Originally written for suite101 and published 04/01/09, now hosted over at Xomba.

The intarsia method is particularly suitable for putting motifs on gloves or clothing for small children, as unlike other techniques such as fair isle, there are no running lines of wool across the back of the motif, for fingers – especially small ones – to get stuck in. This also makes it easier to keep the tension even and avoid the motif, particularly large motifs, ending up rumpled.

Essentially this technique involves different parts of any one row being knitted in different colours, with the colours forming separate blocks wound together to create the effect of the motif having been inlaid into the main body of the knitted piece. It makes adding motifs a less bulky and messy proposition.

Reading Graphs and Making Changes

Patterns that involve intarsia generally include a graph or chart of the motif. This lays out the motif plainly for the knitter, letting them see how the motif should come out.
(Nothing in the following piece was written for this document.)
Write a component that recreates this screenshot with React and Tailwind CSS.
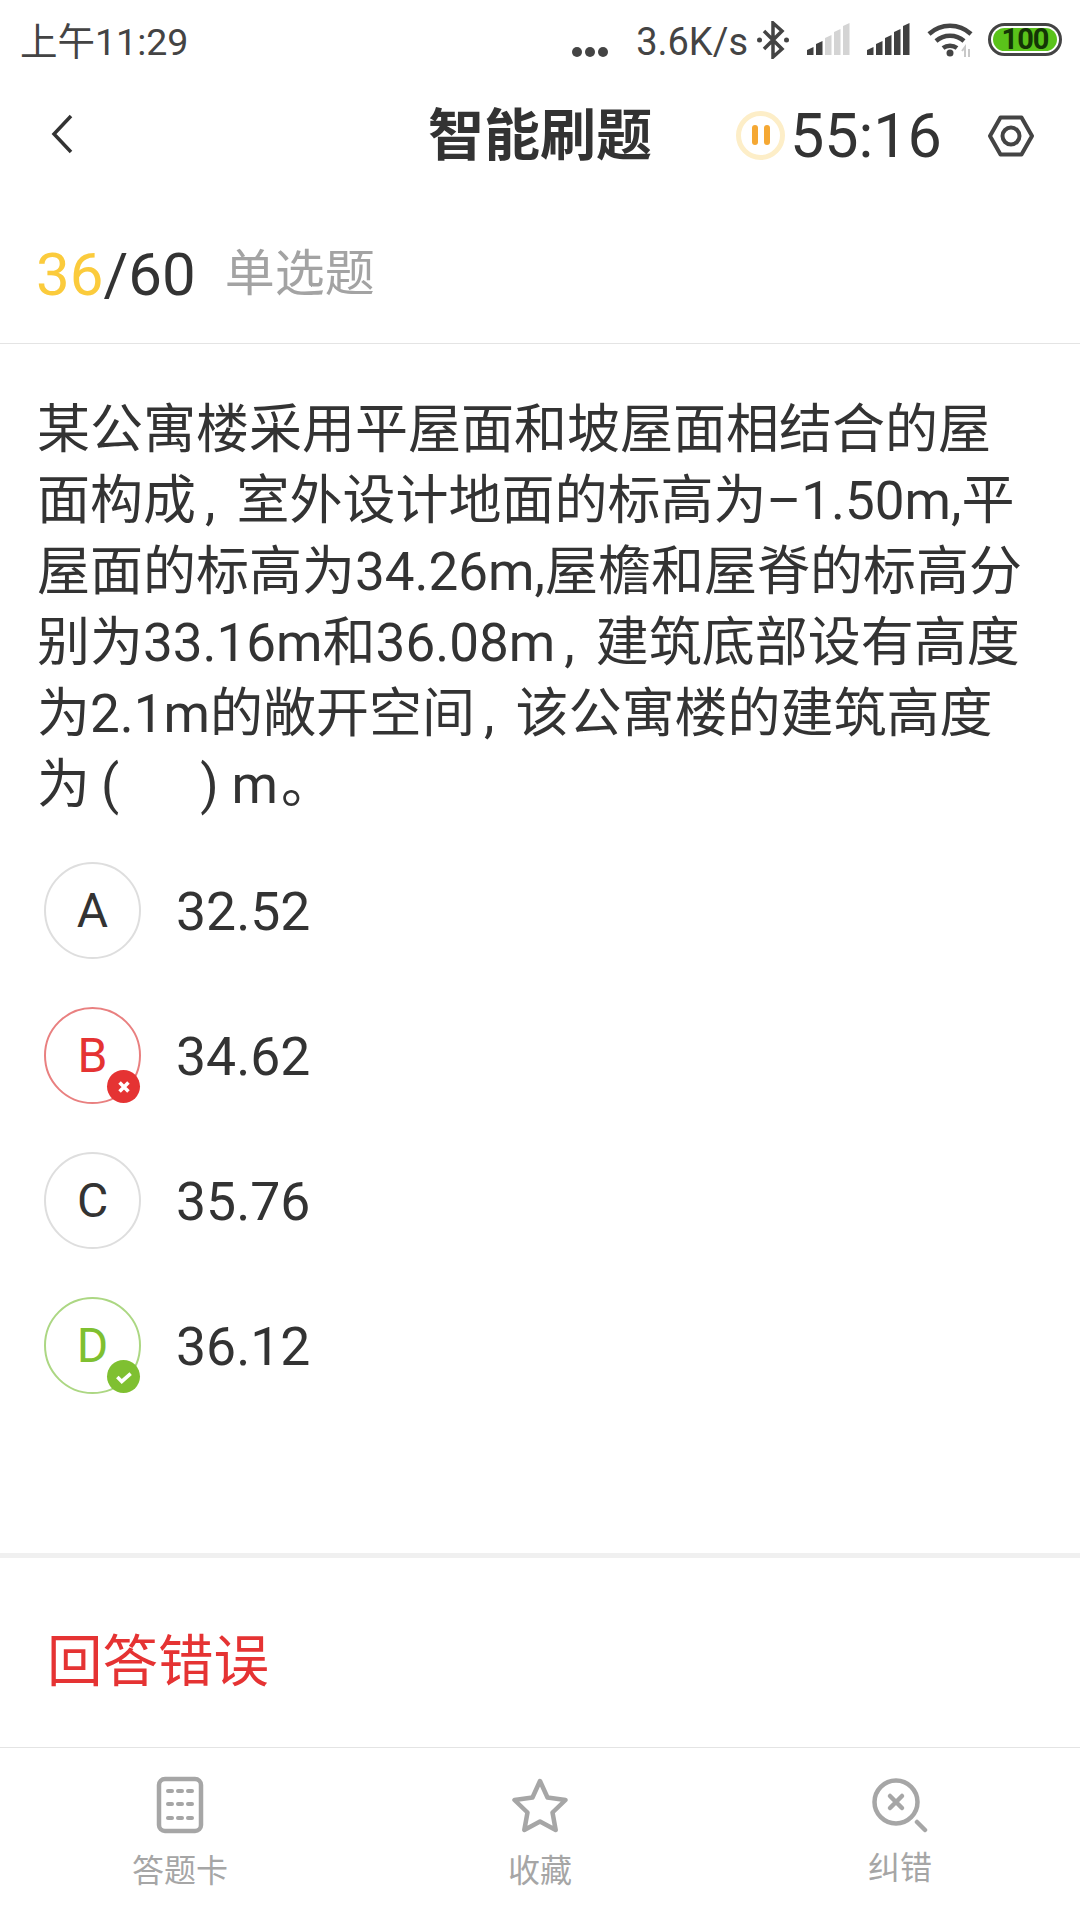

The chart is read from the bottom right hand corner to the left and then left to right following the flow of the knitting. Additionally the graph makes it easier to immediately see the effect of making alterations to the motif.

Some knitters like to make their lives easier; by marking up the graph to show which colours will go where, so that the graph resembles a cross-stitch/embroidery chart. Equally it is easy to design your own motifs by marking them out on graph paper and hopefully letting the knitter spot any potential problems before they start work on the project.

Preparation for Working Intarsia

To begin with prepare your wool by taking wraps of the colours used in the motif; wraps of between 5 and 10 arm-lengths depending on the size of the motif are usually sufficient. This provides an amount small enough to be easily workable, without having to constantly add on new lengths. Also if you’re doubling up one of your colours by hand to maintain an even ply, then longer lengths have a tendency to get tangled up.

To keep your wraps from unwinding and tangling themselves up they can be wound onto bobbins; whether wooden lace bobbins or the special designed intarsia bobbins that resemble plastic yoyos. However, a cheap and easy tip for beginners is to use wooden clothes pegs, which hold firm when required and unwind easily when needed.

Ensure that you remember to divide the wool being used for the main body of the piece into two. If you’re working a large piece it may be easier to simply work each side surrounding the motif with separate balls of wool, while for smaller pieces taking a wrap from the centre of the same length as the motif colours saves ending up with a couple of half-used balls of wool.

Working the Technique

Work the pattern as normal until the stitch before the first colour change is to be made. Make a slip knot in the new colour around the hanging tail of the first colour, tighten then slide up the tail until flush with the wrong side of the knitting. Work last stitch in the first colour as normal and begin with the new colour, making sure to loop it round the tail of the old colour to further secure the colours.

Repeat this until all the required colours have been added. In the following rows, at colour changes, the tails need only be pulled tight and twisted round each other; no knotting is required. Ensuring that all the ends are pulled up and secured is essential to avoid any unseemly gaps in the motif. Whether working in knit or purl, colour changes should always be kept on the wrong side of the work.